The production math makes the crisis vivid. Prior to the conflict, the United States was producing approximately 96 THAAD interceptors per year. In less than two weeks, it consumed more than a year's entire output. Patriot PAC-3 MSE production was running at approximately 500 rounds per year — a pace that would require years to replenish what was consumed in weeks. SM-3 and SM-6 production rates were even more constrained, measured in the dozens per year, not hundreds.

This is the bottleneck. It is not a technology problem — the interceptors work. It is an industrial capacity problem. The defense supply chain was optimized for peacetime procurement rates set during decades of relative stability. It was never designed to sustain the kind of consumption tempo that Iran's saturation tactics demand. Solid rocket motors, guidance seekers, thermal batteries, specialty energetic materials, and precision microelectronics all have fragile, single-source supply chains that cannot be scaled overnight.

Why the Bottleneck Is Deeper Than Assembly Lines

When Lockheed Martin or RTX announce production increases, it is tempting to assume the problem is solved. It is not. The limiting factor is rarely final assembly — it is the sub-tier supply chain. L3Harris's Aerojet Rocketdyne division makes the solid rocket motors that propel nearly every U.S. interceptor. Northrop Grumman produces critical propulsion stages. Mercury Systems builds the ruggedized processing modules inside fire-control radars.

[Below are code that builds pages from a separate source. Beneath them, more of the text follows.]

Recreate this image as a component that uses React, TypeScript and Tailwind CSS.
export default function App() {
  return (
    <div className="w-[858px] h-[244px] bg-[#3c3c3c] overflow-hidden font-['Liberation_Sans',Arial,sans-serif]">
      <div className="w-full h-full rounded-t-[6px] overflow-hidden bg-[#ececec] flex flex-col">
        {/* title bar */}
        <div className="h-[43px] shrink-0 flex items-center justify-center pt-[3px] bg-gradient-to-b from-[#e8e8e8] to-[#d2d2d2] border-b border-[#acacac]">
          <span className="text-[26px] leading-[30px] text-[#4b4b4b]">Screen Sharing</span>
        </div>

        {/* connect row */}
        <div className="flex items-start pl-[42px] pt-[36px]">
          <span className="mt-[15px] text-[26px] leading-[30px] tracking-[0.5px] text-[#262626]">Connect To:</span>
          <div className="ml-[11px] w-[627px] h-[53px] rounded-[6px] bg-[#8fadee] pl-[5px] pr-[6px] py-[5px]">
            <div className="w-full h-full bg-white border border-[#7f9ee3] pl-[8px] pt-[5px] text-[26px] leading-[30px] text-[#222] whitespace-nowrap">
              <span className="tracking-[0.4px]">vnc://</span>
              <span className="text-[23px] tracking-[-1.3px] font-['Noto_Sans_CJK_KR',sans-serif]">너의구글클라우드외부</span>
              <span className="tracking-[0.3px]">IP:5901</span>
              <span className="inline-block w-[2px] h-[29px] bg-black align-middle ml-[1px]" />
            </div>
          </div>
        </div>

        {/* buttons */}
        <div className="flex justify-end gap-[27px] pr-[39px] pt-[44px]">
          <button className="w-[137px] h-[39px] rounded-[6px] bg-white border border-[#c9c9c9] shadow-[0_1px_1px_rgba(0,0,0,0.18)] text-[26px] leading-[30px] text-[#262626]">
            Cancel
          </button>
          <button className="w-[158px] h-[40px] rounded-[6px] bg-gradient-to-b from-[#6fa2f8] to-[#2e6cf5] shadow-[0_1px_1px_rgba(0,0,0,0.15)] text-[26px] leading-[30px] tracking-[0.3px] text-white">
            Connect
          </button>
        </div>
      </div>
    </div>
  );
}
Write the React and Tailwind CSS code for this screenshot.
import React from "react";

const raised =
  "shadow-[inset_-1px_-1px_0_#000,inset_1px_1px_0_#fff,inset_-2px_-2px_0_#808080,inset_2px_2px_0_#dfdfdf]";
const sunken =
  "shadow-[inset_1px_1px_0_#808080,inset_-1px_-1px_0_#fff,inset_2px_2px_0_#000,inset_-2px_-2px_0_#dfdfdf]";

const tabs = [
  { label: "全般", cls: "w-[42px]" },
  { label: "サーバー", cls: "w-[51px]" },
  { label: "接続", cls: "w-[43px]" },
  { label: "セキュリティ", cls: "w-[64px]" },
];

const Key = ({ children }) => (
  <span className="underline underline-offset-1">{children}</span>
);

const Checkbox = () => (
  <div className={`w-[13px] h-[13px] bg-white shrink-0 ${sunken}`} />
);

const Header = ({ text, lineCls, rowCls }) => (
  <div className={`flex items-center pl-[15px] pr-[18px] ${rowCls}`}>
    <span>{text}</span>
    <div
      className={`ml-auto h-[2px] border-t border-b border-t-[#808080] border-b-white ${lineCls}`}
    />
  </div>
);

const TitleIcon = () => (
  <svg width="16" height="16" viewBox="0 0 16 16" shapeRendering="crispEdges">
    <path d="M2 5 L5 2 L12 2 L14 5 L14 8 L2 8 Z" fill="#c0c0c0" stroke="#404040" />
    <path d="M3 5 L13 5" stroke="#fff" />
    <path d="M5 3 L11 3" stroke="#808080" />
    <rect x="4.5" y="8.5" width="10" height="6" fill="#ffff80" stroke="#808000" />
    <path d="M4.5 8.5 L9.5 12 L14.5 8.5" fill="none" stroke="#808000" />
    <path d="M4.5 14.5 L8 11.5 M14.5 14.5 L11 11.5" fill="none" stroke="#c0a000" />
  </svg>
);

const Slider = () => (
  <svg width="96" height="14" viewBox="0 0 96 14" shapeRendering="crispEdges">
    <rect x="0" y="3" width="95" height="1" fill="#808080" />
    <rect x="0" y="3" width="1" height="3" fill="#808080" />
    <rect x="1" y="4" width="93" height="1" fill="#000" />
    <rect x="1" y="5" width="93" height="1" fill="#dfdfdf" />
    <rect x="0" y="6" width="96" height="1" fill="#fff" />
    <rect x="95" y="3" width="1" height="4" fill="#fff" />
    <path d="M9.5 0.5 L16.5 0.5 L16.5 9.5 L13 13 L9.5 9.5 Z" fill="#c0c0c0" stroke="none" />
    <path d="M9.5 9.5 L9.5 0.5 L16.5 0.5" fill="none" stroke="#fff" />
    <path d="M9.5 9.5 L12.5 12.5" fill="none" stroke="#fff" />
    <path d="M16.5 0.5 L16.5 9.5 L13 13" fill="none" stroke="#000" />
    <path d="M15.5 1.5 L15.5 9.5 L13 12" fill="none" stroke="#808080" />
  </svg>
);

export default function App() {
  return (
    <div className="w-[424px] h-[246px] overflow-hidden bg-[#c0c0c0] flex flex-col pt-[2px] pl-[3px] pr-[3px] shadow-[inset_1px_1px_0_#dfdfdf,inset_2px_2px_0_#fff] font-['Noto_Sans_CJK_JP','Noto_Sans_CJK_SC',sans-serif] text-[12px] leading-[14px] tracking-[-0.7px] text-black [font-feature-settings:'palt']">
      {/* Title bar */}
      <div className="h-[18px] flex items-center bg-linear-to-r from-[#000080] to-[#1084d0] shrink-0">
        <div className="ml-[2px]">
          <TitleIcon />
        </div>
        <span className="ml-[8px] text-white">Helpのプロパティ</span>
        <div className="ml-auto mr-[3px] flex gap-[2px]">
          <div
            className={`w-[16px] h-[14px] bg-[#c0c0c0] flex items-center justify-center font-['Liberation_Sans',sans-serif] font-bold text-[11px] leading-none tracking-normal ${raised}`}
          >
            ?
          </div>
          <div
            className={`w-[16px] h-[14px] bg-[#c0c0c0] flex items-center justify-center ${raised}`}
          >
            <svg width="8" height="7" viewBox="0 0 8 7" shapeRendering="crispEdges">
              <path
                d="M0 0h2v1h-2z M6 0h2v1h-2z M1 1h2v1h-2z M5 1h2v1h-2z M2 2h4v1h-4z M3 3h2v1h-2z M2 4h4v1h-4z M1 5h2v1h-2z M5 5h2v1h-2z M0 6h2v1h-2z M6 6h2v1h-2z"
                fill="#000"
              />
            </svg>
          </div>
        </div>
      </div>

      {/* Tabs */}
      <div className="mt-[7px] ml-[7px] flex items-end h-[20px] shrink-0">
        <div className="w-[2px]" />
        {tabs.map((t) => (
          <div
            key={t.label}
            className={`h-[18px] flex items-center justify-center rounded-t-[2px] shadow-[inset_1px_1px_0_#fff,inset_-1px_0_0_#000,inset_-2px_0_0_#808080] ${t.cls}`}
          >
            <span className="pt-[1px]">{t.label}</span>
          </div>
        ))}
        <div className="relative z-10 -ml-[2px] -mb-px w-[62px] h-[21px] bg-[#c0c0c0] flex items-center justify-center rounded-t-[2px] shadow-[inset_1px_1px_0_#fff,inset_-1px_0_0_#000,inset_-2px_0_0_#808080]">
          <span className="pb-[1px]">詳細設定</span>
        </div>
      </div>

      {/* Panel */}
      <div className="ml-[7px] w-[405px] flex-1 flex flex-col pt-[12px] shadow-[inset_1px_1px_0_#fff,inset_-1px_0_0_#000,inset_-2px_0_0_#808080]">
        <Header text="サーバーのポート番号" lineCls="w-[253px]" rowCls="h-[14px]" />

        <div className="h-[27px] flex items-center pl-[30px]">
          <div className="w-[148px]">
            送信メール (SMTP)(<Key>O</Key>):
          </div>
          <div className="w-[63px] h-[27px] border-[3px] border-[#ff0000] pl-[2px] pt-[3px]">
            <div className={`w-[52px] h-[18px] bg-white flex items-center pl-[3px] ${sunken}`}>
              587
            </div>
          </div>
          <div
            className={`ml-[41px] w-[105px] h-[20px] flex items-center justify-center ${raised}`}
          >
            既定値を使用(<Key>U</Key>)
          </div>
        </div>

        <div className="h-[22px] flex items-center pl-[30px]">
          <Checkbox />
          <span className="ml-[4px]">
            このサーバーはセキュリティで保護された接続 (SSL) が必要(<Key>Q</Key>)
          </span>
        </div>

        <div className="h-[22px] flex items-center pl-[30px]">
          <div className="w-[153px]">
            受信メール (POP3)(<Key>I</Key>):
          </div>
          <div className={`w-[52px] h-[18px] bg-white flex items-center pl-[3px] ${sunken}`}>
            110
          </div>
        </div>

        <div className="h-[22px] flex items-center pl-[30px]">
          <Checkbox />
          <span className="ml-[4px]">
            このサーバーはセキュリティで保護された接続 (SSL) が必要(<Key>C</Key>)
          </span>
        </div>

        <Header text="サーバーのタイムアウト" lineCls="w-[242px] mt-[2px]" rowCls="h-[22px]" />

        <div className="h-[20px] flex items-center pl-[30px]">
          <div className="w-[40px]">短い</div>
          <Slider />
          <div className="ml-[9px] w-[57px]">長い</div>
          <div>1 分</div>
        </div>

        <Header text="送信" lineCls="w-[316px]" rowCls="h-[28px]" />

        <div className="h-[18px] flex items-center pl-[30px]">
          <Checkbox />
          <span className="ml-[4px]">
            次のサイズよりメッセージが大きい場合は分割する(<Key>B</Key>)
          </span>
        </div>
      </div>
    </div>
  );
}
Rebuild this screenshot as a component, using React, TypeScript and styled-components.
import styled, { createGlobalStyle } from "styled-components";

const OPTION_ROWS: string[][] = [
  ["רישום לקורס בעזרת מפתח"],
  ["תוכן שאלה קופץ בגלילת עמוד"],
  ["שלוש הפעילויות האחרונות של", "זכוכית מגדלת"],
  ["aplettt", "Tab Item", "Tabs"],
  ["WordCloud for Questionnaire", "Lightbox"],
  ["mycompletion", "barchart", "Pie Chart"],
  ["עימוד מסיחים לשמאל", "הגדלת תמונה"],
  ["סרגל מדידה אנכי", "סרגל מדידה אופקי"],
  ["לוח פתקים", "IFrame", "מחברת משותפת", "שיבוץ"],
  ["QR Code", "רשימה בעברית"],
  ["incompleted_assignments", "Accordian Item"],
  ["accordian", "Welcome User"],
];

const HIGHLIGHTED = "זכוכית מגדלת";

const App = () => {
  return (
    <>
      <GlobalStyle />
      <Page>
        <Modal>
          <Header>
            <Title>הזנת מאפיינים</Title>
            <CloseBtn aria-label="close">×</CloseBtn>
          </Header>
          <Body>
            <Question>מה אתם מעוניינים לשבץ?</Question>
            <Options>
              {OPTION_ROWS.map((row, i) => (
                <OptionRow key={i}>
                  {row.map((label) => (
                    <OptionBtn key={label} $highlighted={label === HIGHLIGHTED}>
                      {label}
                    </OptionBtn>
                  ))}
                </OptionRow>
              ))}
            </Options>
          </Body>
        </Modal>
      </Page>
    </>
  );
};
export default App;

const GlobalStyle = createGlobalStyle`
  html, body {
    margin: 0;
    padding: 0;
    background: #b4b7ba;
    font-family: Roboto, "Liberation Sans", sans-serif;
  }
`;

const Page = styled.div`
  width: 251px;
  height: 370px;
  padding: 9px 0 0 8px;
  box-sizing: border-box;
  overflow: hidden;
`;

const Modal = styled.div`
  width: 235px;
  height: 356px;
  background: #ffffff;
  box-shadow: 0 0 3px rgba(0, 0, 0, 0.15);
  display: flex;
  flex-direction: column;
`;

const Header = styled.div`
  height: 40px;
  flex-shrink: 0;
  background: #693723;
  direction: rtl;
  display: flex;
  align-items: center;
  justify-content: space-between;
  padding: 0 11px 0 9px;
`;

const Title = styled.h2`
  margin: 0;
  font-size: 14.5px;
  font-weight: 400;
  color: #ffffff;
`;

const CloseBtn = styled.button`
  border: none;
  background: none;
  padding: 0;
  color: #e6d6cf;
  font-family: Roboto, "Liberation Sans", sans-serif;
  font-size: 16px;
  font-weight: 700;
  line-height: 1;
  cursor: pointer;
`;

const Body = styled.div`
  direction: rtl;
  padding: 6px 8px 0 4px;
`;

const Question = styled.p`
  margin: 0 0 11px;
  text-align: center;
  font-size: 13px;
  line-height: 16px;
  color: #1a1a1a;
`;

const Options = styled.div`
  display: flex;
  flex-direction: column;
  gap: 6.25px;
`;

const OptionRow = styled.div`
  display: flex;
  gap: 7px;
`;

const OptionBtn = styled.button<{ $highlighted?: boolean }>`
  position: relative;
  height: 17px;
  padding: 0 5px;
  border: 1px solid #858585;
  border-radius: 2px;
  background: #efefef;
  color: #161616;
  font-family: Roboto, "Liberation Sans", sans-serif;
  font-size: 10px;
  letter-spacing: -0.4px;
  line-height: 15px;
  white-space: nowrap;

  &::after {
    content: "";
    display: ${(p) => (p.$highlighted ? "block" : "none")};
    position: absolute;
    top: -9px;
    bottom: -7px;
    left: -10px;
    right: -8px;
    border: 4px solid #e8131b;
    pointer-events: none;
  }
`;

These components have lead times measured in years, not months. Scaling them requires new tooling, workforce training, facility expansion, and qualification testing — each step subject to its own timeline.

A federal review of defense-critical supply chains, reported by Military.com in April 2026, found that energetic materials and munitions production suffer from limited domestic capacity and fragile supplier networks. Some specialty chemicals used in rocket propellant are sourced from a single facility. Certain rare earth elements critical to guidance magnets have supply chains running through China. This is the real vulnerability the Iran conflict exposed — not whether America can build enough interceptors eventually, but whether it can build them fast enough to deter the next conflict before stockpiles recover.


The Industrial Mobilization: Where the Money Is Going

Washington's response has been the most aggressive munitions production mobilization in a generation. In February 2026, RTX's Raytheon signed five landmark framework agreements with the Department of War to dramatically ramp output of its most critical weapons:

  • Tomahawk cruise missiles: annual production increasing to more than 1,000
  • AMRAAM air-to-air missiles: production scaling to at least 1,900 per year
  • SM-6 interceptors: output increasing to more than 500 annually
  • SM-3 Block IIA: accelerated production under new framework
  • SM-3 Block IB: production restart to rebuild depleted stocks

These up-to-seven-year agreements span Raytheon facilities in Tucson, Huntsville, and Andover — and they represent not just order volume but a fundamental restructuring of how RTX manages its production architecture, with multi-year funding visibility that allows capital investment in new manufacturing lines.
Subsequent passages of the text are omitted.